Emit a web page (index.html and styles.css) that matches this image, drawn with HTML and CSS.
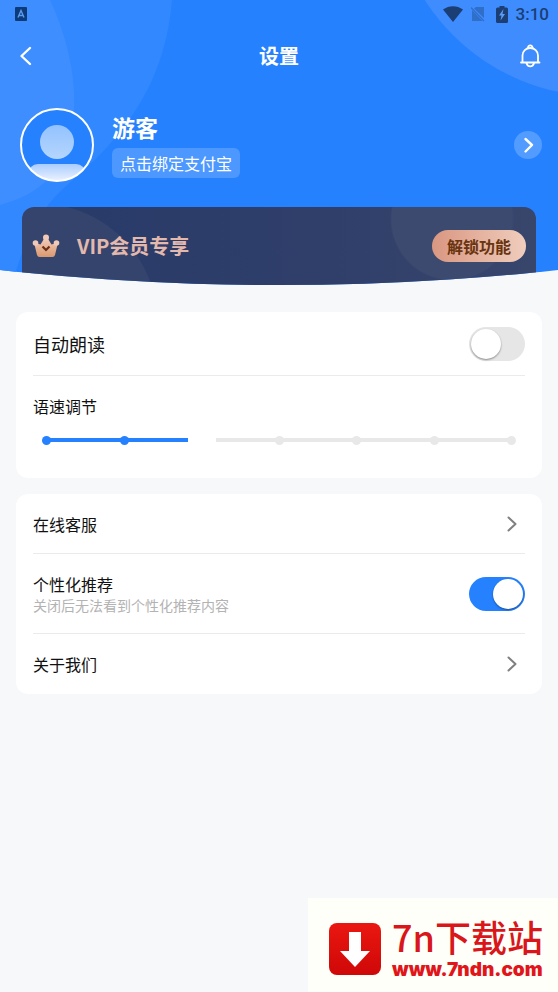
FILE: index.html
```html
<!DOCTYPE html>
<html lang="zh-CN">
<head>
<meta charset="utf-8">
<meta name="viewport" content="width=device-width, initial-scale=1">
<title>设置</title>
<link rel="stylesheet" href="styles.css">
</head>
<body>
<header class="hero">
  <svg class="hero-decor hero-decor-left" width="180" height="285" viewBox="0 0 180 285" aria-hidden="true">
    <path fill="#3288ff" d="M0 0H172C167 60 145 105 108 146C85 172 60 188 46 208C30 230 20 255 12 285H0Z"/>
    <path fill="#3f8eff" d="M0 0H50C68 38 76 80 74 110C71 160 50 192 0 205Z"/>
  </svg>
  <svg class="hero-decor hero-decor-right" width="140" height="100" viewBox="0 0 140 100" aria-hidden="true">
    <circle cx="182" cy="-112" r="208" fill="#3f8cff"/>
  </svg>

  <div class="status">
    <svg width="12" height="14" viewBox="0 0 12 14" aria-hidden="true">
      <rect width="12" height="14" rx="1" fill="#0d3a78"/>
      <path d="M3 10.5L6 3.5L9 10.5M4 8.5H8" fill="none" stroke="#5a9bf0" stroke-width="1.4"/>
    </svg>
    <div class="status-right">
      <svg width="20" height="16" viewBox="0 0 20 16" aria-hidden="true"><path fill="#1b3f75" d="M0 3.5C6 -1 14 -1 20 3.5L10 16Z"/></svg>
      <svg class="sim" width="14" height="16" viewBox="0 0 14 16" aria-hidden="true">
        <path fill="#2f6fca" d="M5 1H13V12L3 2.500ZM1 4L11.500 15H1Z"/>
        <path d="M0 1.500L13 15" stroke="#2f6fca" stroke-width="1.300"/>
      </svg>
      <svg class="battery" width="12" height="17" viewBox="0 0 12 17" aria-hidden="true">
        <path fill="#1b3f75" d="M3.500 0H8.500V1.500H10.500Q12 1.500 12 3V15.500Q12 17 10.500 17H1.500Q0 17 0 15.500V3Q0 1.500 1.500 1.500H3.500Z"/>
        <path fill="#5b9cf8" d="M7.500 3L3 9.500H5.500L4.500 14.500L9 8H6.500Z"/>
      </svg>
      <span class="time">3:10</span>
    </div>
  </div>

  <nav class="nav">
    <button class="icon-btn" type="button" aria-label="返回">
      <svg width="24" height="24" viewBox="0 0 24 24"><path d="M14 4L5.500 12L14 20" fill="none" stroke="#fff" stroke-width="2.400" stroke-linecap="round" stroke-linejoin="round"/></svg>
    </button>
    <h1 class="title">设置</h1>
    <button class="icon-btn" type="button" aria-label="通知">
      <svg width="24" height="24" viewBox="0 0 24 24" fill="none" stroke="#fff" stroke-width="1.800" stroke-linecap="round" stroke-linejoin="round">
        <path d="M3 18.500H21.500M4.500 18.500V11.500C4.500 7 8 4 12.200 4C16.500 4 20 7 20 11.500V18.500"/>
        <path d="M10 4C9.500 0.500 15 0.500 14.500 4M8.500 19C9.500 23.500 15 23.500 16 19"/>
      </svg>
    </button>
  </nav>

  <section class="profile">
    <svg class="avatar" width="74" height="74" viewBox="0 0 74 74" role="img" aria-label="头像">
      <defs>
        <linearGradient id="head" x1="0" y1="0" x2="0" y2="1"><stop offset="0" stop-color="#93c2ff"/><stop offset="1" stop-color="#b5d6fd"/></linearGradient>
        <linearGradient id="body" x1="0" y1="0" x2="0" y2="1"><stop offset="0" stop-color="#a9cdff"/><stop offset="0.6" stop-color="#f0f4ff"/></linearGradient>
        <clipPath id="ring"><circle cx="37" cy="37" r="36"/></clipPath>
      </defs>
      <circle cx="37" cy="37" r="36" fill="#2681ff"/>
      <rect x="8" y="56" width="58" height="30" rx="10" fill="url(#body)" clip-path="url(#ring)"/>
      <circle cx="37" cy="34" r="17" fill="url(#head)"/>
      <circle cx="37" cy="37" r="36" fill="none" stroke="#fff" stroke-width="2"/>
    </svg>
    <div class="profile-text">
      <h2 class="name">游客</h2>
      <button class="bind" type="button">点击绑定支付宝</button>
    </div>
    <button class="round-btn" type="button" aria-label="个人资料">
      <svg width="28" height="28" viewBox="0 0 28 28"><path d="M11.500 8L18 14L11.500 20.500" fill="none" stroke="#fff" stroke-width="2.400" stroke-linecap="round" stroke-linejoin="round"/></svg>
    </button>
  </section>

  <section class="vip">
    <svg class="crown" width="28" height="24" viewBox="0 0 28 24" aria-hidden="true">
      <defs><linearGradient id="gold" x1="0" y1="0" x2="0" y2="1"><stop offset="0" stop-color="#f3cdbc"/><stop offset="1" stop-color="#d9986f"/></linearGradient></defs>
      <path fill="url(#gold)" d="M2 8.500L8.500 10.500L12.500 4H15.500L19.500 10.500L26 8.500L23 21Q22.500 23 20.500 23H7.500Q5.500 23 5 21Z"/>
      <g fill="#f0c9b9"><circle cx="3.500" cy="9" r="2.800"/><circle cx="14" cy="3.500" r="3"/><circle cx="24.500" cy="9" r="2.800"/></g>
      <path d="M10.500 12.500L14 16L17.500 12.500" fill="none" stroke="#6b3018" stroke-width="2.200"/>
    </svg>
    <span class="vip-title">VIP会员专享</span>
    <button class="unlock" type="button">解锁功能</button>
  </section>
</header>

<main class="content">
  <section class="card">
    <div class="row row-tall">
      <label class="label-lg" for="auto">自动朗读</label>
      <input class="switch" id="auto" type="checkbox" role="switch">
    </div>
    <div class="speed">
      <label for="speed">语速调节</label>
      <div class="slider">
        <div class="track"><i class="on"></i><i class="on"></i><i class="on"></i><i></i><i></i><i></i><i></i></div>
        <input class="range" id="speed" type="range" min="0" max="6" value="2">
      </div>
    </div>
  </section>

  <section class="card">
    <a class="row" href="#service">
      <span>在线客服</span>
      <svg class="chevron" width="24" height="24" viewBox="0 0 24 24" aria-hidden="true"><path d="M7.500 5.500L14.500 12L7.500 18.500"/></svg>
    </a>
    <div class="row row-desc">
      <div class="stack">
        <label for="recommend">个性化推荐</label>
        <span class="desc">关闭后无法看到个性化推荐内容</span>
      </div>
      <input class="switch" id="recommend" type="checkbox" role="switch" checked>
    </div>
    <a class="row" href="#about">
      <span>关于我们</span>
      <svg class="chevron" width="24" height="24" viewBox="0 0 24 24" aria-hidden="true"><path d="M7.500 5.500L14.500 12L7.500 18.500"/></svg>
    </a>
  </section>
</main>

<footer class="brand">
  <svg width="54" height="54" viewBox="0 0 54 54" aria-hidden="true">
    <defs><linearGradient id="red" x1="0" y1="0" x2="0" y2="1"><stop offset="0" stop-color="#ea1710"/><stop offset="1" stop-color="#cf0808"/></linearGradient></defs>
    <rect x="1" y="1" width="52" height="52" rx="8" fill="url(#red)"/>
    <path fill="#fff" d="M21 10H33V29H42L27 45L12 29H21Z"/>
  </svg>
  <div class="brand-text">
    <span class="brand-name">7n下载站</span>
    <span class="brand-url">www.7ndn.com</span>
  </div>
</footer>
</body>
</html>
```
FILE: styles.css
```css
* { box-sizing: border-box; }

body {
  margin: 0;
  min-height: 100vh;
  display: flex;
  flex-direction: column;
  background: #f6f8fa;
  color: #111;
  font: 16px/24px "Noto Sans CJK SC", sans-serif;
}

button {
  border: 0;
  padding: 0;
  background: none;
  color: inherit;
  font: inherit;
}

svg { display: block; flex: none; }

h1, h2 { margin: 0; }

/* Blue header, cut off by a shallow arc along the bottom */
.hero {
  position: relative;
  background: #2681ff;
  color: #fff;
  clip-path: ellipse(156% 100% at 50% 0);
}

.hero-decor { position: absolute; top: 0; }
.hero-decor-left { left: 0; }
.hero-decor-right { right: 0; }

.status {
  position: relative;
  display: flex;
  align-items: center;
  justify-content: space-between;
  height: 28px;
  padding: 0 9px 0 15px;
}

.status-right { display: flex; align-items: center; }
.sim { margin-left: 8px; }
.battery { margin-left: 11px; }

.time {
  margin-left: 8px;
  color: #1b3f75;
  font: 500 17px/28px Roboto, sans-serif;
}

.nav {
  position: relative;
  display: flex;
  align-items: center;
  justify-content: space-between;
  height: 56px;
  padding: 0 16px;
}

.icon-btn { width: 24px; height: 24px; }

.title { font-size: 20px; line-height: 28px; font-weight: 700; }

.profile {
  position: relative;
  display: flex;
  align-items: center;
  gap: 18px;
  padding: 24px 16px 25px 20px;
}

.profile-text { flex: 1; }

.name { font-size: 23px; line-height: 34px; font-weight: 700; }

.bind {
  height: 30px;
  margin: 4px 0 2px;
  padding: 0 8px;
  border-radius: 6px;
  background: #4c98ff;
  line-height: 30px;
}

.round-btn { border-radius: 50%; background: #529bff; }

.vip {
  position: relative;
  display: flex;
  align-items: center;
  height: 78px;
  margin: 0 22px;
  padding: 0 10px;
  border-radius: 12px 12px 0 0;
  background:
    radial-gradient(circle at 16px 116px, #35446c 119px, transparent 120px),
    radial-gradient(circle at 430px 12px, #3d4a70 60px, transparent 62px),
    linear-gradient(90deg, #273a69, #303f6a 60%, #38466c);
}

.vip-title {
  flex: 1;
  margin-left: 17px;
  color: #e3b9ae;
  font-size: 20px;
  font-weight: 700;
}

.unlock {
  height: 32px;
  padding: 0 15px;
  border-radius: 16px;
  background: linear-gradient(90deg, #d99781, #f0cdbd);
  color: #693410;
  font-weight: 700;
}

.content {
  display: flex;
  flex-direction: column;
  gap: 16px;
  padding: 27px 16px 24px;
}

.card {
  padding: 0 17px;
  border-radius: 12px;
  background: #fff;
}

.row {
  display: flex;
  align-items: center;
  justify-content: space-between;
  height: 60px;
  border-bottom: 1px solid #ebebeb;
  color: inherit;
  text-decoration: none;
}

.row:last-child { border-bottom: 0; }
.row-tall { height: 64px; }
.row-desc { height: 80px; }

.label-lg { font-size: 18px; }

.stack { display: flex; flex-direction: column; padding-bottom: 2px; }
.desc { color: #b3b3b3; font-size: 14px; line-height: 18px; }

.chevron {
  fill: none;
  stroke: #808080;
  stroke-width: 2;
  stroke-linecap: round;
  stroke-linejoin: round;
}

.switch {
  appearance: none;
  display: flex;
  width: 56px;
  height: 34px;
  margin: 0;
  padding: 2px;
  border-radius: 17px;
  background: #e6e6e6;
}

.switch::before {
  content: "";
  width: 30px;
  height: 30px;
  border-radius: 50%;
  background: #fff;
  box-shadow: 0 1px 2px rgba(0, 0, 0, 0.4);
}

.switch:checked { justify-content: flex-end; background: #2681ff; }

.speed { padding: 18px 0 24px; }
.speed label { display: block; }

.slider { display: grid; margin-top: 8px; }
.slider > * { grid-area: 1 / 1; }

.track {
  align-self: center;
  display: flex;
  align-items: center;
  justify-content: space-between;
  height: 10px;
  margin: 0 9px;
  background: linear-gradient(90deg, #2681ff 33%, #e8e8e8 33%) center / calc(100% - 10px) 4px no-repeat;
}

.track i { width: 9px; height: 9px; border-radius: 50%; background: #e8e8e8; }
.track .on { background: #2681ff; }

.range {
  appearance: none;
  width: 100%;
  height: 28px;
  margin: 0;
  background: none;
}

.range::-webkit-slider-thumb {
  appearance: none;
  width: 28px;
  height: 28px;
  background: #fff;
}

.brand {
  display: flex;
  align-items: center;
  align-self: flex-end;
  gap: 10px;
  height: 94px;
  margin-top: auto;
  padding: 8px 15px 0 20px;
  background: #fffffa;
}

.brand-text { display: flex; flex-direction: column; padding-bottom: 8px; }

.brand-name { color: #d9161a; font-size: 36px; font-weight: 500; line-height: 50px; }

.brand-url {
  color: #e0161a;
  font: 900 19px/18px Inter, sans-serif;
}
```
■ ■ ■ ■ ■ ■ ■
WORK TO BE COMPLETED —
Go through the listing above and locate each line that holds the word "styles". Copy those lines.

CORRECT RESULT —
Emit a web page (index.html and styles.css) that matches this image, drawn with HTML and CSS.
<link rel="stylesheet" href="styles.css">
FILE: styles.css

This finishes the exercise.